Traditionally, implementing network policy is an error-prone manual configuration process. Emerging technologies such as Software-Defined Networking (SDN) and Network Function Virtualisation (NFV) have largely eliminated the need of manual configuration through software automation. Nevertheless, the use of SDN and NFV have resulted in greater number of independent network nodes that dynamically generate and implement policy rules respectively, making correct policy implementation a hard problem to solve. Worse still, this problem is amplified by the dynamic virtual machine (VM) consolidation in cloud data centre since migrating VMs means that the "specified sequence" must also be updated across the network. Imperfect policy implementation will lead to policy violation that attributes to 78% of data centre downtime, which costs $5,600(£3,758) per minute.

This demonstrates the necessity of synergistic placement of network policy rules and application VMs, as captured in the SYNC project hypothesis: Infrastructural configuration and utilisation as well as application performance of cloud data centres is largely dictated by the placement of network policy rules and application virtual machines. This is in contrast to the existing approaches which either only consider static rules placement, or perform dynamic placement without taking into account the application VMs.
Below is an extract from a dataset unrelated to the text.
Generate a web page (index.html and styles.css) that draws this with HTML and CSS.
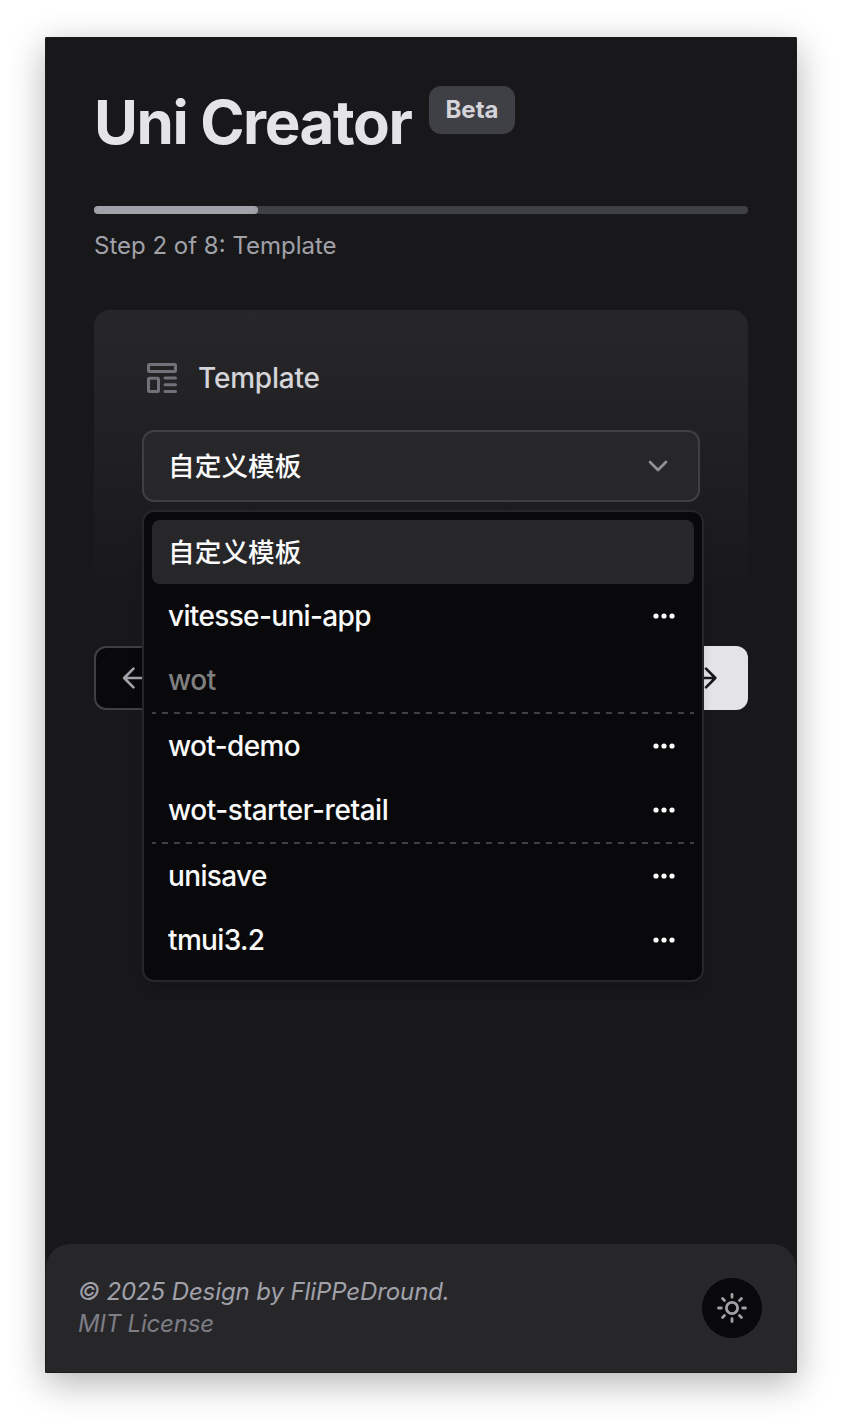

In this project, we propose the development of SYNC, a synergistic network policy management framework that will lever synergy amongst a) policy rules, b) applications and c) underlying temporal network state for achieving network-wide performance optimisation. In order to realise SYNC, the following research and development tasks will take place:
i). The high-level network policy expressions will be decomposed into minimum set of network-wide consistent chains of rules, which are in turn implemented in network function boxes at different network locations, e.g. middleboxes, network switches, and end hosts.
ii). The underlying network state will be exploited to (re)arrange application virtual machines and rules so that the network-wide impact of pairwise traffic patterns is minimised.

The key challenge in this innovation will be the scale of the underlying infrastructure, which can have up to a million VMs and millions of rules. We will construct appropriate models and efficient algorithms, combined with SDN and NFV overcome this challenge.

We intend to publish research outcome in prestigious journals and conferences, provide open-access to the research data, and commercialise our intellectual property.

Planned Impact

EPSRC's Towards an Intelligent Information Infrastructure (TI3) emphasises on smarter computing architectures, sustainable networks and secure storage solutions in order to resolve telecommunications bottlenecks in the presence of the future digital society. The research described here will contribute to the development of intelligent communications infrastructures.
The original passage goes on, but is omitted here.